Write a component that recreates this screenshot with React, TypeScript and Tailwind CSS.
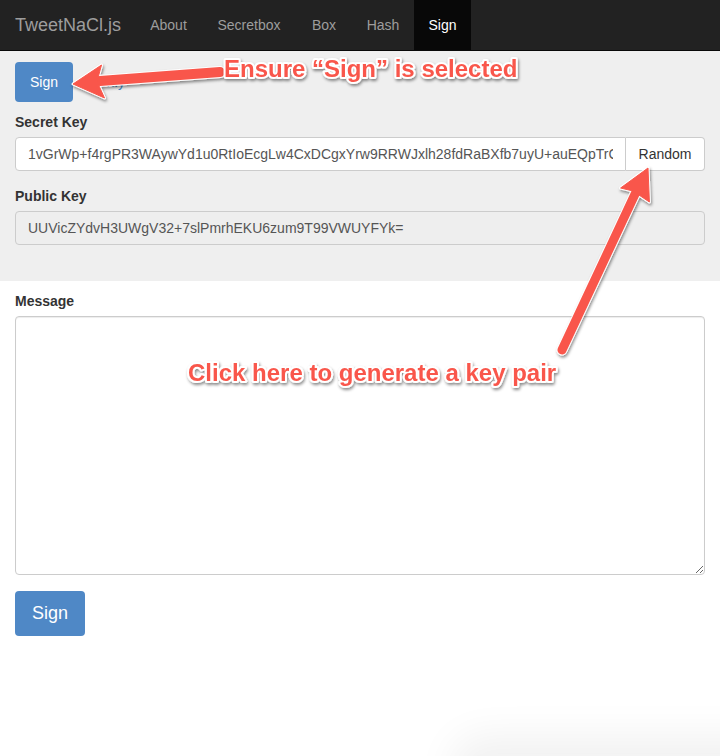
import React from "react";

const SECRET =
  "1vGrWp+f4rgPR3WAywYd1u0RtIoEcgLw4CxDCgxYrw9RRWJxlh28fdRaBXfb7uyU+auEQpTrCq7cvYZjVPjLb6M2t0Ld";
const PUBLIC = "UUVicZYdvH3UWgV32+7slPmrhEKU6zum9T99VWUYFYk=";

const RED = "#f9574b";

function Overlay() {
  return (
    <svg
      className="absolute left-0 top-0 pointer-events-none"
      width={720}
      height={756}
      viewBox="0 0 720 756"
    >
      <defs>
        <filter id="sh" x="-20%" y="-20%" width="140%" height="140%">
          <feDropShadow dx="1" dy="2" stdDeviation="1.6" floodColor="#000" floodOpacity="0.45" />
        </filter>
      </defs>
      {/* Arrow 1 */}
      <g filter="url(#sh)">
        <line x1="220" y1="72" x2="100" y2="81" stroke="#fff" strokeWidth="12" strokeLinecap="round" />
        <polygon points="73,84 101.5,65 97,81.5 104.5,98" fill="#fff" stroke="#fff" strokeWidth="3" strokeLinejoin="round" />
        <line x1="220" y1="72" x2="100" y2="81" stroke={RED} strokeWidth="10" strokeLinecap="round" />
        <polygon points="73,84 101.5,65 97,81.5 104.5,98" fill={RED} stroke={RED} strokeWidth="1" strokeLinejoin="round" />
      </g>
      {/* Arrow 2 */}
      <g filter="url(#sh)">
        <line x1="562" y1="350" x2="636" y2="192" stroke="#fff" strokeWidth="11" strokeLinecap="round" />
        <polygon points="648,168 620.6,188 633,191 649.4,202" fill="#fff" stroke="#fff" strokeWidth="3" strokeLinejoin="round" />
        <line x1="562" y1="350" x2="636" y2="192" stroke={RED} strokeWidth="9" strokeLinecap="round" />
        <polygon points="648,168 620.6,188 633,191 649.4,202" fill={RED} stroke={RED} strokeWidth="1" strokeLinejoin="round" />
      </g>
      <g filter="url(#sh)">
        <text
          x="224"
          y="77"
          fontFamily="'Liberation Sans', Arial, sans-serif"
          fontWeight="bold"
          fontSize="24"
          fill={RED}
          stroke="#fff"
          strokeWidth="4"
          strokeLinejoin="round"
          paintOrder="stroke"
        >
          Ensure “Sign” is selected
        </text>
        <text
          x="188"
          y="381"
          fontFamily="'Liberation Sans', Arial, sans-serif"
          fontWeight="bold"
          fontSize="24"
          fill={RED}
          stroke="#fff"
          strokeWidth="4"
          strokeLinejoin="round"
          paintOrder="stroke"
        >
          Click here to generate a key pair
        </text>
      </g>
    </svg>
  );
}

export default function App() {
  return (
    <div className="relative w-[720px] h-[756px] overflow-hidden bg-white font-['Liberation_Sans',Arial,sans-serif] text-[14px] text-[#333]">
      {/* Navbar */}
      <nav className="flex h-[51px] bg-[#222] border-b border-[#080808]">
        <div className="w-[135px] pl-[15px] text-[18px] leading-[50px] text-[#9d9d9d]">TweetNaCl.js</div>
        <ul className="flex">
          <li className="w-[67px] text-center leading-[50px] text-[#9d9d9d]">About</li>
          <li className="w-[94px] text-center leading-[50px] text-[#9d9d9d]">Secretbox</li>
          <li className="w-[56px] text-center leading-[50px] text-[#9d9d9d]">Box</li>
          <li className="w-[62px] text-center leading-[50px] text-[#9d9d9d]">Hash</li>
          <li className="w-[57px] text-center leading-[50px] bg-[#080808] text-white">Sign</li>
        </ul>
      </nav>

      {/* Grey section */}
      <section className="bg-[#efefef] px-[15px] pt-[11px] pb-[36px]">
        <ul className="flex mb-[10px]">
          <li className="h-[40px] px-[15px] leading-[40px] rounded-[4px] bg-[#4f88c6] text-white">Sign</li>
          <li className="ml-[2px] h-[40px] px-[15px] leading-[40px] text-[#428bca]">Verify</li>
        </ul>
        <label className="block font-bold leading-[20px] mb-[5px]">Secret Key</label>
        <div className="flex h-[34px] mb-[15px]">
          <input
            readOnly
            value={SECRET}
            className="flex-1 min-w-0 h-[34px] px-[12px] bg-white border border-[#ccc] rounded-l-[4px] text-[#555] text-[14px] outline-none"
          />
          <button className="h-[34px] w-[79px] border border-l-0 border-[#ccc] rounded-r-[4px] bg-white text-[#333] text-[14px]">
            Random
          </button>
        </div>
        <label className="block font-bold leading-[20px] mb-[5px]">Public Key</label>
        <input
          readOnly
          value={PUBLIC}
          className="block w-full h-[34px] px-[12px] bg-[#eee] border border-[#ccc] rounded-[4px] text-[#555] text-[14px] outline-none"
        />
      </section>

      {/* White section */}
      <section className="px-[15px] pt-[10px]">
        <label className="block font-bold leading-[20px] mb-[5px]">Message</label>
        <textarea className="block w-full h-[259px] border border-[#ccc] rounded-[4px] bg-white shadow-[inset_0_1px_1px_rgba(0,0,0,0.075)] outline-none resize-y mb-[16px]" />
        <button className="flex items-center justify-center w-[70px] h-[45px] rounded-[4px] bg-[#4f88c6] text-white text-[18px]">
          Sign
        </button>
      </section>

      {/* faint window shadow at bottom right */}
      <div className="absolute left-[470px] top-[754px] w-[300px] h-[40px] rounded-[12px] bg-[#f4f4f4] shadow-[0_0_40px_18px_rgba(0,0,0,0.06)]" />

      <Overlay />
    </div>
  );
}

* **Your goal**: Quote the material exactly. Pictures stay out.

* **Result of the task**:
Write a component that recreates this screenshot with React, TypeScript and Tailwind CSS.
import React from "react";

const SECRET =
  "1vGrWp+f4rgPR3WAywYd1u0RtIoEcgLw4CxDCgxYrw9RRWJxlh28fdRaBXfb7uyU+auEQpTrCq7cvYZjVPjLb6M2t0Ld";
const PUBLIC = "UUVicZYdvH3UWgV32+7slPmrhEKU6zum9T99VWUYFYk=";

const RED = "#f9574b";

function Overlay() {
  return (
    <svg
      className="absolute left-0 top-0 pointer-events-none"
      width={720}
      height={756}
      viewBox="0 0 720 756"
    >
      <defs>
        <filter id="sh" x="-20%" y="-20%" width="140%" height="140%">
          <feDropShadow dx="1" dy="2" stdDeviation="1.6" floodColor="#000" floodOpacity="0.45" />
        </filter>
      </defs>
      {/* Arrow 1 */}
      <g filter="url(#sh)">
        <line x1="220" y1="72" x2="100" y2="81" stroke="#fff" strokeWidth="12" strokeLinecap="round" />
        <polygon points="73,84 101.5,65 97,81.5 104.5,98" fill="#fff" stroke="#fff" strokeWidth="3" strokeLinejoin="round" />
        <line x1="220" y1="72" x2="100" y2="81" stroke={RED} strokeWidth="10" strokeLinecap="round" />
        <polygon points="73,84 101.5,65 97,81.5 104.5,98" fill={RED} stroke={RED} strokeWidth="1" strokeLinejoin="round" />
      </g>
      {/* Arrow 2 */}
      <g filter="url(#sh)">
        <line x1="562" y1="350" x2="636" y2="192" stroke="#fff" strokeWidth="11" strokeLinecap="round" />
        <polygon points="648,168 620.6,188 633,191 649.4,202" fill="#fff" stroke="#fff" strokeWidth="3" strokeLinejoin="round" />
        <line x1="562" y1="350" x2="636" y2="192" stroke={RED} strokeWidth="9" strokeLinecap="round" />
        <polygon points="648,168 620.6,188 633,191 649.4,202" fill={RED} stroke={RED} strokeWidth="1" strokeLinejoin="round" />
      </g>
      <g filter="url(#sh)">
        <text
          x="224"
          y="77"
          fontFamily="'Liberation Sans', Arial, sans-serif"
          fontWeight="bold"
          fontSize="24"
          fill={RED}
          stroke="#fff"
          strokeWidth="4"
          strokeLinejoin="round"
          paintOrder="stroke"
        >
          Ensure “Sign” is selected
        </text>
        <text
          x="188"
          y="381"
          fontFamily="'Liberation Sans', Arial, sans-serif"
          fontWeight="bold"
          fontSize="24"
          fill={RED}
          stroke="#fff"
          strokeWidth="4"
          strokeLinejoin="round"
          paintOrder="stroke"
        >
          Click here to generate a key pair
        </text>
      </g>
    </svg>
  );
}

export default function App() {
  return (
    <div className="relative w-[720px] h-[756px] overflow-hidden bg-white font-['Liberation_Sans',Arial,sans-serif] text-[14px] text-[#333]">
      {/* Navbar */}
      <nav className="flex h-[51px] bg-[#222] border-b border-[#080808]">
        <div className="w-[135px] pl-[15px] text-[18px] leading-[50px] text-[#9d9d9d]">TweetNaCl.js</div>
        <ul className="flex">
          <li className="w-[67px] text-center leading-[50px] text-[#9d9d9d]">About</li>
          <li className="w-[94px] text-center leading-[50px] text-[#9d9d9d]">Secretbox</li>
          <li className="w-[56px] text-center leading-[50px] text-[#9d9d9d]">Box</li>
          <li className="w-[62px] text-center leading-[50px] text-[#9d9d9d]">Hash</li>
          <li className="w-[57px] text-center leading-[50px] bg-[#080808] text-white">Sign</li>
        </ul>
      </nav>

      {/* Grey section */}
      <section className="bg-[#efefef] px-[15px] pt-[11px] pb-[36px]">
        <ul className="flex mb-[10px]">
          <li className="h-[40px] px-[15px] leading-[40px] rounded-[4px] bg-[#4f88c6] text-white">Sign</li>
          <li className="ml-[2px] h-[40px] px-[15px] leading-[40px] text-[#428bca]">Verify</li>
        </ul>
        <label className="block font-bold leading-[20px] mb-[5px]">Secret Key</label>
        <div className="flex h-[34px] mb-[15px]">
          <input
            readOnly
            value={SECRET}
            className="flex-1 min-w-0 h-[34px] px-[12px] bg-white border border-[#ccc] rounded-l-[4px] text-[#555] text-[14px] outline-none"
          />
          <button className="h-[34px] w-[79px] border border-l-0 border-[#ccc] rounded-r-[4px] bg-white text-[#333] text-[14px]">
            Random
          </button>
        </div>
        <label className="block font-bold leading-[20px] mb-[5px]">Public Key</label>
        <input
          readOnly
          value={PUBLIC}
          className="block w-full h-[34px] px-[12px] bg-[#eee] border border-[#ccc] rounded-[4px] text-[#555] text-[14px] outline-none"
        />
      </section>

      {/* White section */}
      <section className="px-[15px] pt-[10px]">
        <label className="block font-bold leading-[20px] mb-[5px]">Message</label>
        <textarea className="block w-full h-[259px] border border-[#ccc] rounded-[4px] bg-white shadow-[inset_0_1px_1px_rgba(0,0,0,0.075)] outline-none resize-y mb-[16px]" />
        <button className="flex items-center justify-center w-[70px] h-[45px] rounded-[4px] bg-[#4f88c6] text-white text-[18px]">
          Sign
        </button>
      </section>

      {/* faint window shadow at bottom right */}
      <div className="absolute left-[470px] top-[754px] w-[300px] h-[40px] rounded-[12px] bg-[#f4f4f4] shadow-[0_0_40px_18px_rgba(0,0,0,0.06)]" />

      <Overlay />
    </div>
  );
}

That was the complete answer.